On our way to Phnom Penh we met and chatted with a few boys in their school uniforms. The first boy we spoke to spoke exceptionally good English. He looked embarrassed when I told him so and said he thought we were flattering him! He studies incredibly hard, public school from 7am - 11am and 2pm - 4pm, then private school until 7pm. This is every day except Saturdays when he only has school in the morning. On Sundays he takes English lessons from a volunteer NGO. He wants to study mechanics at university in Phnom Penh.
Our road to Phnom Penh was hot and busy. Phnom Penh is much the same.
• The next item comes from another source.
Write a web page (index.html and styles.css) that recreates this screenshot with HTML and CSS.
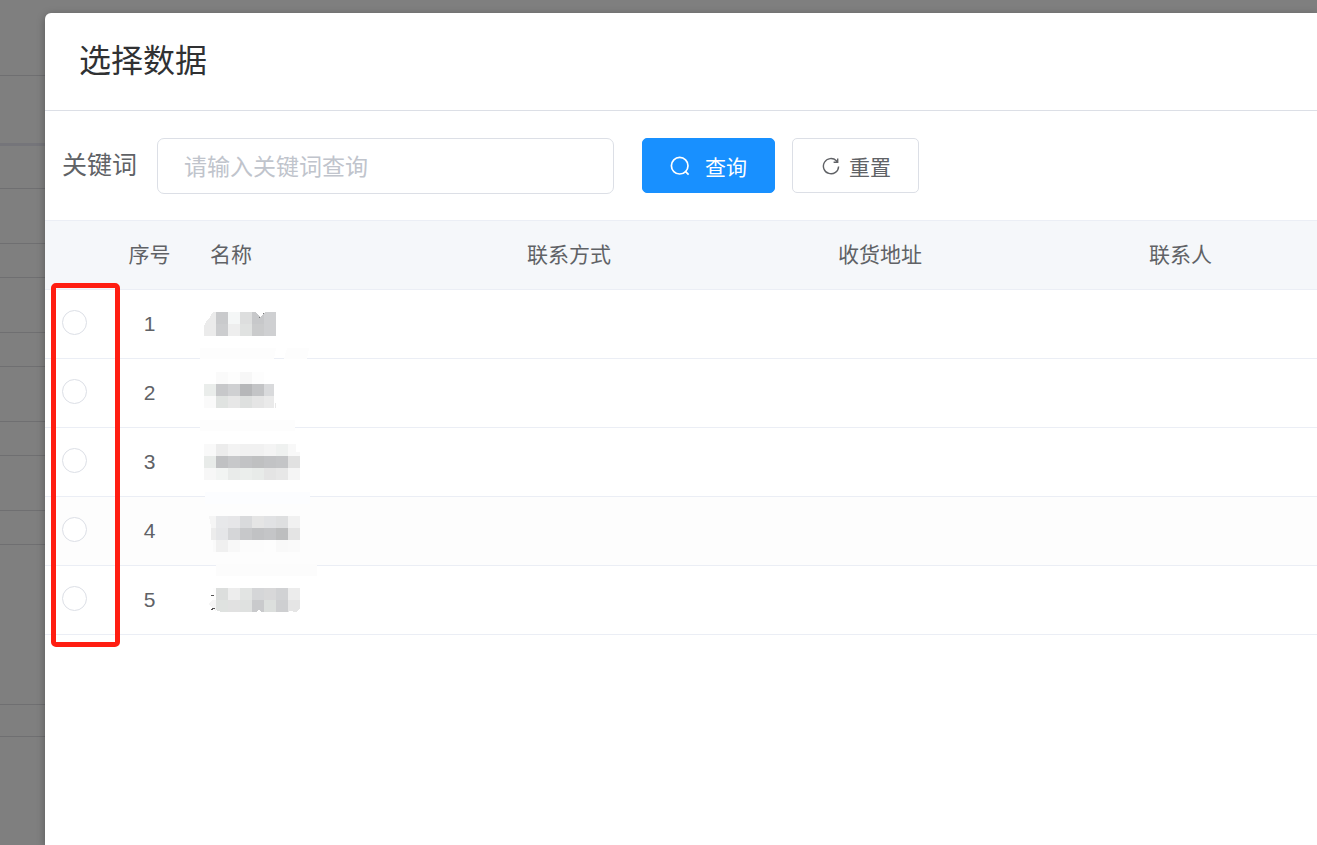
FILE: index.html
```html
<!DOCTYPE html>
<html lang="zh-CN">
<head>
    <meta charset="UTF-8">
    <meta name="viewport" content="width=device-width, initial-scale=1.0">
    <title>选择数据</title>
    <link rel="stylesheet" href="styles.css">
</head>
<body>
    <div class="page-behind">
        <div class="line h-top"></div>
        <div class="line h-bar"></div>
        <div class="line h-first"></div>
        <div class="line h-tall"></div>
        <div class="line h-short"></div>
        <div class="line h-tall"></div>
        <div class="line h-short"></div>
        <div class="line h-tall"></div>
        <div class="line h-short"></div>
        <div class="line h-tall"></div>
        <div class="line h-short"></div>
        <div class="line h-empty"></div>
        <div class="line h-pager"></div>
    </div>

    <div class="dialog" role="dialog" aria-labelledby="dialogTitle">
        <div class="dialog-header">
            <h2 id="dialogTitle">选择数据</h2>
        </div>

        <form class="search-form" onsubmit="return false">
            <label for="keyword">关键词</label>
            <input type="text" id="keyword" placeholder="请输入关键词查询">
            <button type="submit" class="btn btn-primary">
                <svg class="icon-search" viewBox="0 0 20 20" aria-hidden="true">
                    <circle cx="9.7" cy="9.7" r="8.3"/>
                    <path d="M15.6 15.6L18.6 18.6"/>
                </svg>
                查询
            </button>
            <button type="reset" class="btn btn-default">
                <svg class="icon-reset" viewBox="0 0 18 18" aria-hidden="true">
                    <path d="M16.6 9.4A7.6 7.6 0 1 1 14.4 3.8L15.4 4.8M15.7 1.6V5.2H11.6"/>
                </svg>
                重置
            </button>
        </form>

        <div class="table-wrap">
            <table>
                <colgroup>
                    <col class="col-radio">
                    <col class="col-index">
                    <col class="col-name">
                    <col class="col-data">
                    <col class="col-data">
                    <col>
                </colgroup>
                <thead>
                    <tr>
                        <th></th>
                        <th class="center">序号</th>
                        <th>名称</th>
                        <th>联系方式</th>
                        <th>收货地址</th>
                        <th>联系人</th>
                    </tr>
                </thead>
                <tbody>
                    <tr>
                        <td><input type="radio" name="row" aria-label="选择 1"></td>
                        <td class="center">1</td>
                        <td class="name"><svg class="mosaic"></svg></td>
                        <td></td><td></td><td></td>
                    </tr>
                    <tr>
                        <td><input type="radio" name="row" aria-label="选择 2"></td>
                        <td class="center">2</td>
                        <td class="name"><svg class="mosaic"></svg></td>
                        <td></td><td></td><td></td>
                    </tr>
                    <tr>
                        <td><input type="radio" name="row" aria-label="选择 3"></td>
                        <td class="center">3</td>
                        <td class="name"><svg class="mosaic"></svg></td>
                        <td></td><td></td><td></td>
                    </tr>
                    <tr class="striped">
                        <td><input type="radio" name="row" aria-label="选择 4"></td>
                        <td class="center">4</td>
                        <td class="name"><svg class="mosaic"></svg></td>
                        <td></td><td></td><td></td>
                    </tr>
                    <tr>
                        <td><input type="radio" name="row" aria-label="选择 5"></td>
                        <td class="center">5</td>
                        <td class="name"><svg class="mosaic"></svg></td>
                        <td></td><td></td><td></td>
                    </tr>
                </tbody>
            </table>
            <div class="marker"></div>
        </div>
    </div>

    <script>
        // masked names: top of the blocks, rows of colours, and extra shapes on top
        const masks = [
            {
                top: 22,
                rows: [
                    '#ebebeb #c9cacc #f5f7f7 #dddede #c7c8ca #cfd0d2',
                    '#ebebeb #cccdcf #eeeeee #e0e2e1 #cacbcc #cfd0d2'
                ],
                extra: '<path fill="#fff" d="M10 22h9l-3 5-4 5-2 4zM62 22h9l-5 5z"/>' +
                    '<path fill="#777" d="M65 27h1v1h-1zM69 23h1v1h-1z"/>' +
                    '<path fill="#fdfdfd" d="M6 58h76l-2 11H6zM93 58h22l-2 11H90z"/>'
            },
            {
                top: 13,
                rows: [
                    '#ffffff #fafafa #fdfdfd #f7f7f7 #fdfdfd #ffffff',
                    '#eaedeb #c7c8ca #cfd0d2 #b6b7b9 #c3c4c6 #d9dadc',
                    '#fafafa #e0e3e1 #e7e7e7 #dee0df #e5e5e5 #eaeaea'
                ],
                extra: '<path fill="#fff" d="M80 25h2v24h-2z"/><path fill="#e8e8e8" d="M81 44h1v5h-1z"/>' +
                    '<path fill="#fdfdfd" d="M6 61h95v11H6z"/>'
            },
            {
                top: 16,
                rows: [
                    '#f9f9f9 #ececec #f3f3f3 #f1f1f1 #f1f1f1 #f4f4f4 #eff1f0 #f8f8f8',
                    '#e8ebe9 #c0c1c3 #c7c8ca #c2c3c5 #bfc0c1 #c2c3c5 #c4c5c7 #e1e1e1',
                    '#f7f7f7 #f2f4f3 #e9ebea #ebeeec #e8ebe9 #e4e4e4 #e7e7e7 #f5f5f5'
                ],
                extra: '<path fill="#fff" d="M102 16h4v8h-4z"/>' +
                    '<path fill="#fcfdff" d="M11 64h105v12H11z"/>'
            },
            {
                top: 19,
                rows: [
                    '#f5f5f5 #e7e8ea #e6e6e8 #d9dadc #e5e5e5 #e1e2e4 #dedfe0 #f1f1f1',
                    '#ececec #e5e6e8 #d5d6d8 #c7c8ca #c1c2c4 #c4c5c7 #bdbebf #e4e4e4',
                    '#fafafa #f0f0f0 #f8f8f8 #fcfcfc #fcfcfc #fdfdfd #f9f9f9 #fafafa'
                ],
                extra: '<path fill="#fdfdfd" d="M10 19h5l2 10v14h2v12h-9z"/>' +
                    '<path fill="#fcfcfc" d="M22 67h101v12H22z"/>'
            },
            {
                top: 22,
                rows: [
                    '#fdfdfd #dcdedd #ededed #e2e4e3 #d5d6d8 #d8d8d9 #d1d2d4 #ececec',
                    '#f5f5f5 #dfe2e0 #e1e1e1 #dfe1e0 #c9cacc #dcdfdd #cecfd1 #e5e5e5'
                ],
                extra: '<path fill="#fff" d="M10 22h9v12l-5 4 4 3 4 5h-12zM22 44l5 2h-5zM63 46v-1l2-1 2 1v1zM95 46v-1h4v1zM106 42v4h-4z"/>' +
                    '<path fill="#555" d="M17 29h3v1h-3zM17 43h2v1h-2zM18 42h3v1h-3z"/>'
            }
        ];

        document.querySelectorAll('.mosaic').forEach((svg, i) => {
            const mask = masks[i];
            let html = '';
            mask.rows.forEach((row, y) => {
                row.split(' ').forEach((color, x) => {
                    html += `<rect x="${10 + x * 12}" y="${mask.top + y * 12}" width="12" height="12" fill="${color}"/>`;
                });
            });
            svg.innerHTML = html + mask.extra;
        });
    </script>
</body>
</html>
```
FILE: styles.css
```css
* {
    box-sizing: border-box;
}
body {
    margin: 0;
    min-height: 100vh;
    padding: 13px 0 0 45px;
    background-color: #7f7f7f;
    color: #606266;
    font-family: "Liberation Sans", "Noto Sans CJK SC", sans-serif;
    font-size: 21px;
    overflow: hidden;
}

/* Page under the overlay */
.page-behind {
    position: absolute;
    top: 0;
    left: 0;
    width: 100%;
}
.line {
    border-bottom: 1px solid #6f6f71;
}
.h-top {
    height: 76px;
}
.h-bar {
    height: 70px;
    border-bottom: 3px solid #75757a;
}
.h-first {
    height: 43px;
}
.h-tall {
    height: 55px;
}
.h-short {
    height: 34px;
}
.h-empty {
    height: 160px;
}
.h-pager {
    height: 32px;
}

/* Dialog */
.dialog {
    position: relative;
    min-height: calc(100vh - 13px);
    background-color: #fff;
    border-top-left-radius: 6px;
    box-shadow: 0 2px 8px rgba(0, 0, 0, 0.3);
}
.dialog-header {
    display: flex;
    align-items: center;
    height: 98px;
    padding: 0 34px 8px;
    border-bottom: 1px solid #dcdfe6;
}
.dialog-header h2 {
    margin: 0;
    color: #303133;
    font-size: 32px;
    font-weight: 400;
}

.search-form {
    display: flex;
    align-items: flex-start;
    padding: 27px 17px 26px;
}
.search-form label {
    margin-right: 20px;
    font-size: 25px;
    line-height: 54px;
}
.search-form input {
    width: 457px;
    height: 56px;
    margin-right: 28px;
    padding: 2px 26px 0;
    border: 1px solid #dcdfe6;
    border-radius: 7px;
    color: #606266;
    font-family: inherit;
    font-size: 23px;
}
.search-form input::placeholder {
    color: #c0c4cc;
}
.btn {
    display: flex;
    align-items: center;
    height: 55px;
    padding: 0 27px;
    border: 1px solid #dcdfe6;
    border-radius: 5px;
    background-color: #fff;
    color: #606266;
    font-family: inherit;
    font-size: 21px;
    cursor: pointer;
}
.btn svg {
    fill: none;
    stroke: currentColor;
}
.btn-primary {
    margin-right: 17px;
    background-color: #1890ff;
    border-color: #1890ff;
    color: #fff;
}
.icon-search {
    width: 20px;
    height: 20px;
    margin-right: 15px;
    stroke-width: 1.7;
}
.btn-default {
    padding: 0 27px 0 29px;
}
.icon-reset {
    width: 18px;
    height: 18px;
    margin-right: 9px;
    stroke-width: 1.4;
}

/* Table */
.table-wrap {
    position: relative;
}
table {
    width: 100%;
    table-layout: fixed;
    border-collapse: separate;
    border-spacing: 0;
}
.col-radio {
    width: 60px;
}
.col-index {
    width: 89px;
}
.col-name {
    width: 317px;
}
.col-data {
    width: 311px;
}
th, td {
    height: 69px;
    padding: 0 16px;
    border-bottom: 1px solid #ebeef5;
    text-align: left;
}
th {
    height: 70px;
    padding-bottom: 4px;
    border-top: 1px solid #ebeef5;
    background-color: #f5f7fa;
    font-weight: 400;
}
.center {
    padding-left: 0;
    padding-right: 0;
    text-align: center;
}
.striped td {
    background-color: #fdfdfd;
}
input[type="radio"] {
    appearance: none;
    display: block;
    width: 25px;
    height: 25px;
    margin: 0 0 4px 1px;
    border: 1px solid #dcdfe6;
    border-radius: 50%;
    background-color: #fff;
}
.name {
    padding: 0;
}
.mosaic {
    display: block;
    width: 126px;
    height: 68px;
    overflow: visible;
    shape-rendering: crispEdges;
}

/* Highlight around the radio column */
.marker {
    position: absolute;
    top: 63px;
    left: 6px;
    width: 69px;
    height: 364px;
    border: 5px solid #ff1e12;
    border-radius: 5px;
    pointer-events: none;
}
```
The roads are chaotic, tuk tuks, motorbikes and cars clamoring for space. There are no signs and no right of way at intersections so everyone nudges out in front of each other until someone relents and traffic moves a few inches. The pavements are crammed with cars and carts and makeshift food stands. It is not a city for walking around or getting anywhere quickly, there is just no space. We've been here almost a week waiting for our Thai visa. We've visited the Royal Palace and seen the silver tiled pagoda and emerald Buddha. We've walked to the Toul Sleng Museum and seen the school turned prison where 20,000 people were held and tortured under suspicion of betraying the Khmer Rouge. We've also been to the Killing Fields where these people were executed. Cambodia's recent history is terribly bloody and gruesome and people are struggling with the after affects of suffering under the crazed paranoid dictator Pol Pot who's regime killed millions.
|The Killing Tree at the Killing Fields|
|Bracelets left at the mass grave for women and children|
|A few of the 9000 skulls on display|
We've also seen the effects tourism has had on the city. As well as bringing money and work, it has brought a demand for sex workers. Walking off the main street, we wandered into a bar promising free pool. About thirty women greeted us with great big smiles and very tiny dresses. It is common to see older Western men sitting in bars with three or four women each, looking very pleased with themselves.
All in all, we're quite looking forward to hitting the road again and heading for Thailand.